Buzz Calkins has had his share of boo-boos. A skull fracture
here. A broken ankle there. Once, on a notably bad afternoon, a
skull fracture and a broken ankle--plus a ruptured eardrum.
Calkins, a three-year IRL vet, started his career in go-karts.
Go-kart racers are good people, fine citizens and, in rare
cases, mildly concerned for their safety. But in between the
bumps, bruises and breaks, they see a nice chunk of hospital
time. It's all but inevitable.
Calkins tells of one day when his legs went numb, his feet
turned to lead, his vision blurred and his arms became Jell-O.
At the time he wasn't driving a go-kart but experimenting with a
different type of racing, which he describes as both the best
and worst undertaking of his life. "There's no other experience
like it, I'm guessing," says Calkins of running his first
marathon, last fall in New York City. "It's not completely
different from the Indy 500. Three hours is a long time to be
driving; four hours is a long time to be running. It's grueling."

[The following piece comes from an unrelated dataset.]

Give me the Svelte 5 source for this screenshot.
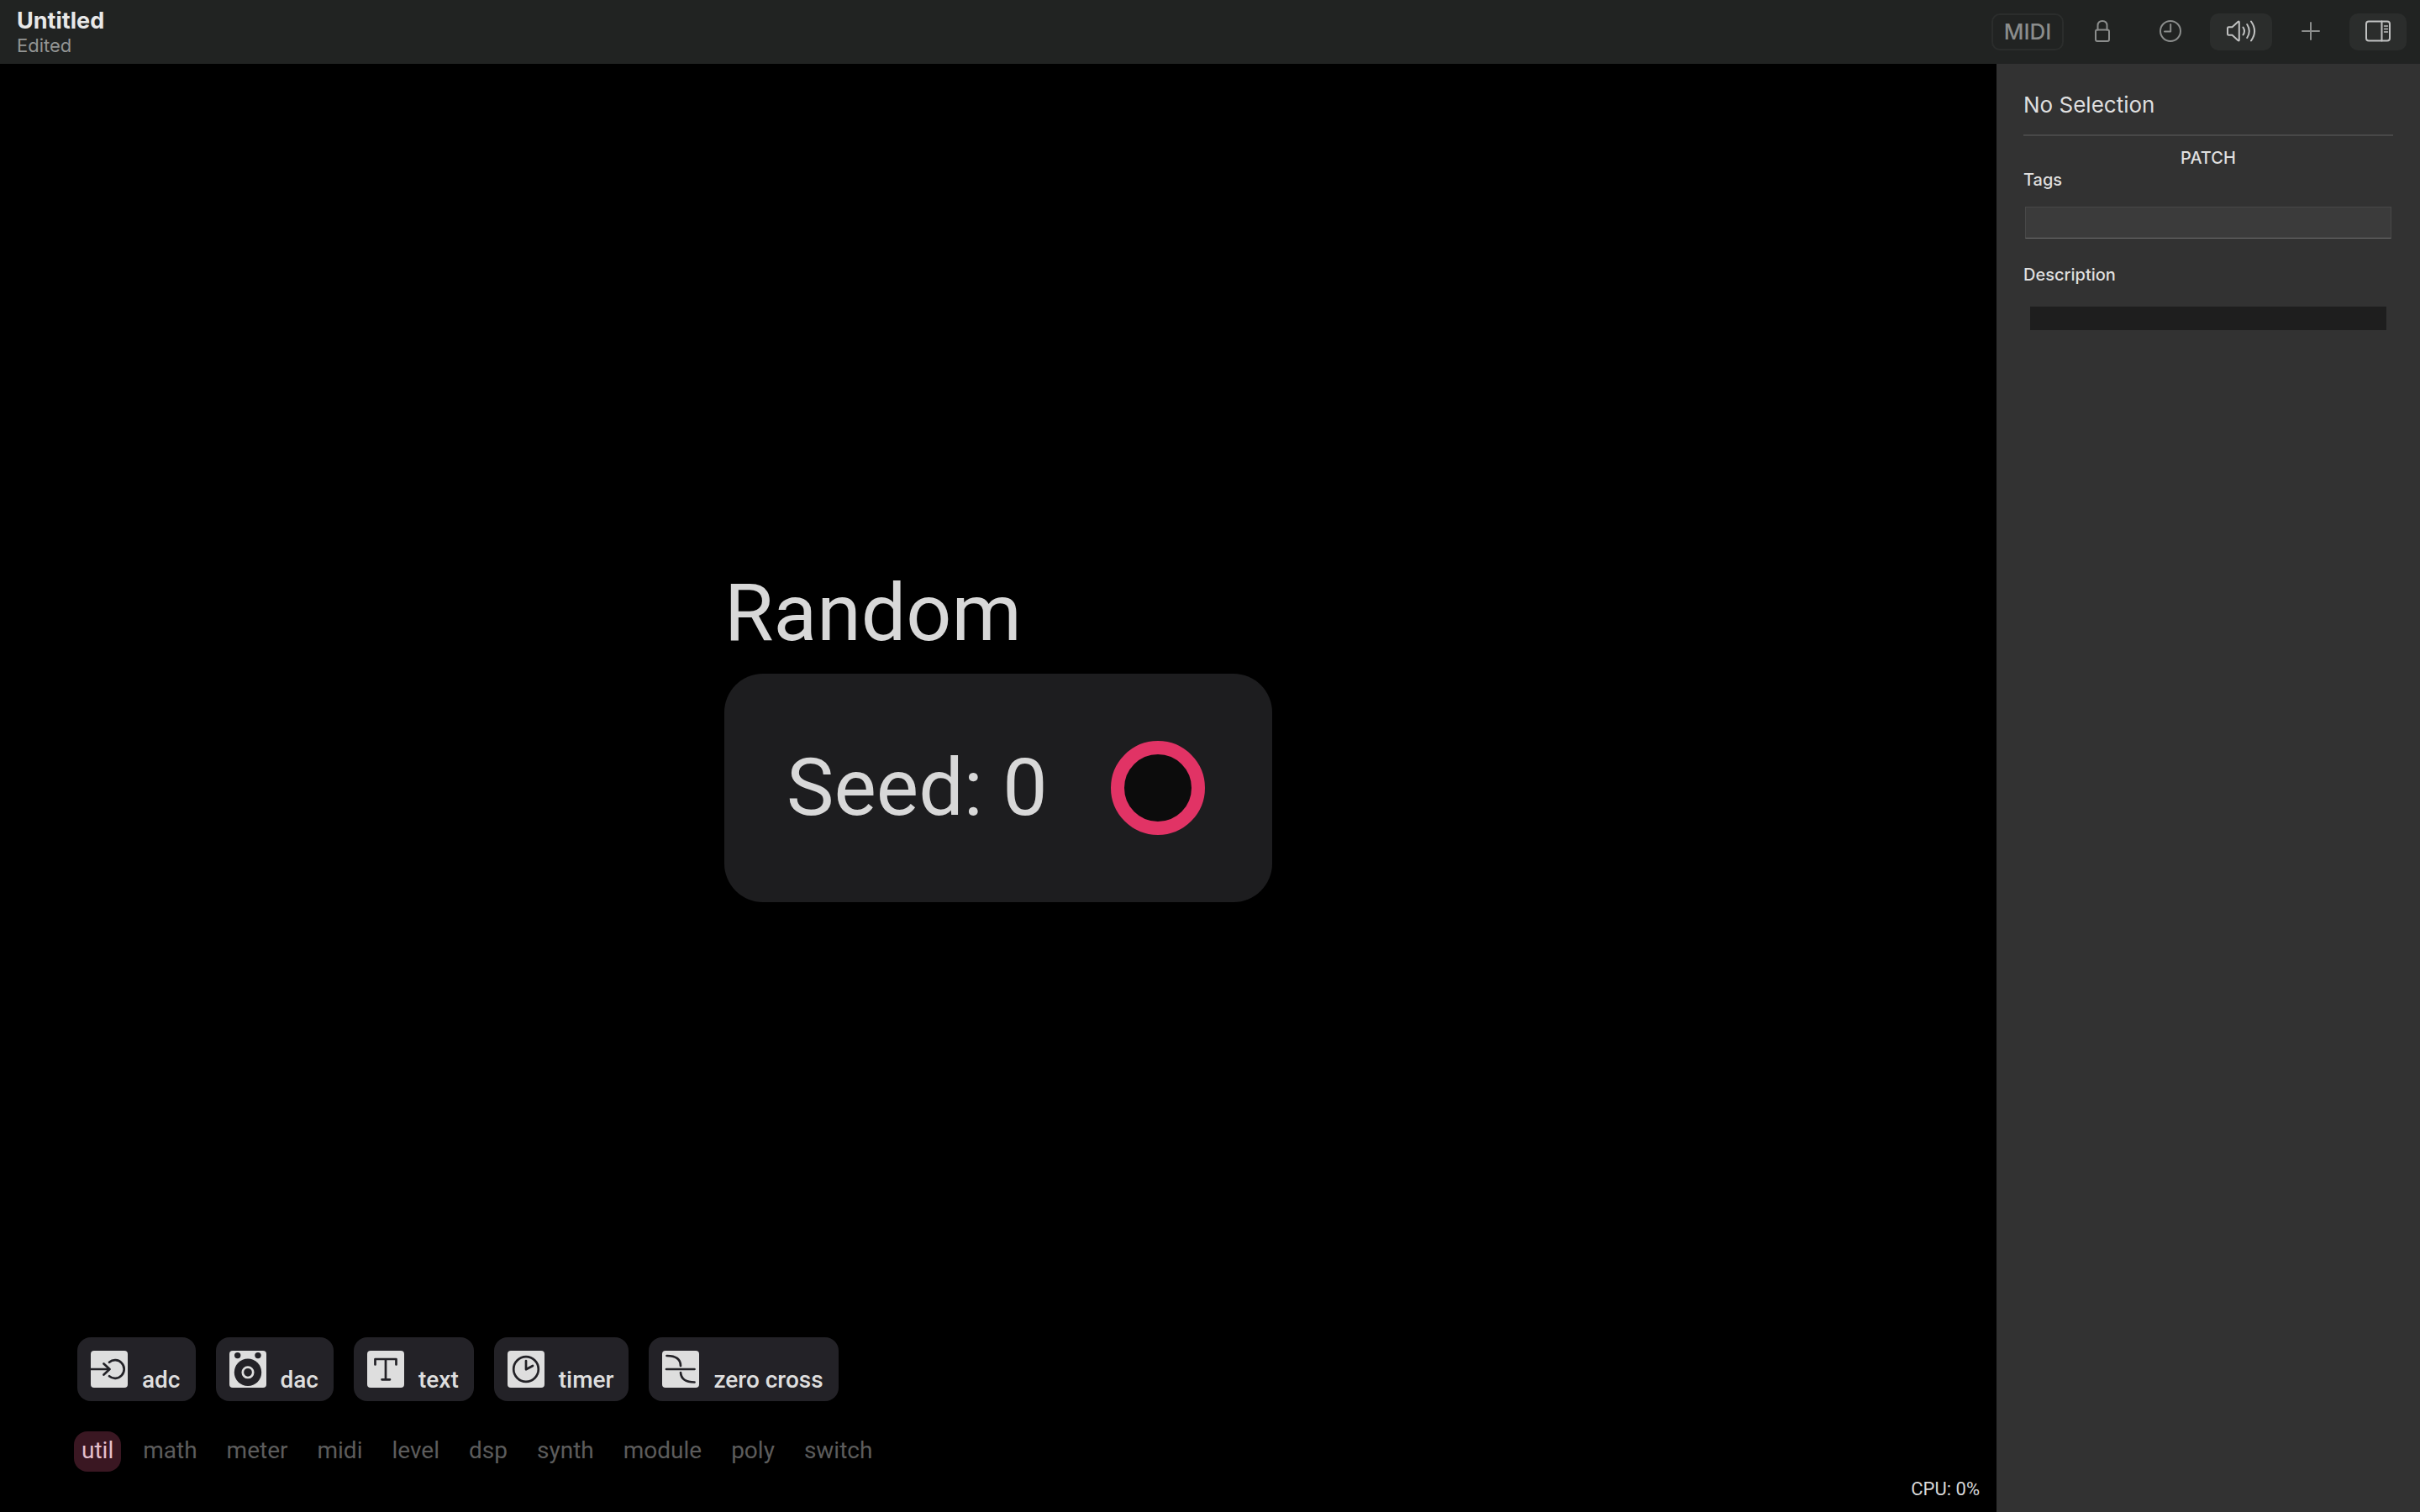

The IRL has become unexpectedly grueling for Calkins. In 1996 he
tore up the circuit, winning its first event, the Indy 200 in
Orlando, and sharing the inaugural league championship with
Scott Sharp. Calkins had everything going for him: talent,
boyish good looks, aw-shucks charm. Then, quicker than you can
say Mark Fidrych, his luck turned. Throughout 1997 and '98 his
car was plagued by mechanical mishaps. In July of last year,
with no top five finishes in the previous 23 months, he bottomed
out. Buzz's father and car owner, Brad, pulled Buzz's team out
of back-to-back races at Dover and Charlotte and made major
changes in the crew. Calkins finished the season in 19th place.
In the only IRL race so far this year, the Indy 200, he finished
Given the turmoil at the track, it's no surprise that Calkins,
27--who has been running since he was an 18-year-old freshman at
Colorado and finds it an ideal way to ease stress--threw himself
into marathon training. He set a goal of four hours for the New
York race and just missed it, finishing in 4:06:13.
Though he's one of the IRL's more established stars, he's also a
full-time graduate student at Northwestern, where he is pursuing
an M.B.A. "I love racing, and I hope it lasts for a long time,"
he says, "but drivers get burned out. They get injured. I think
a lot of guys take the present for granted. They're doing well
driving, so they don't think about the future. I don't want to
criticize, but that's not smart."
Calkins occasionally misses a class for a race but has no qualms
about traveling with his school books. "My only condition is
that I don't want to be thinking school while I'm racing," he
says. "So if I have an assignment due Monday and a race over the
weekend, I'll make sure the assignment is done before I race.
You can only do so many things at once."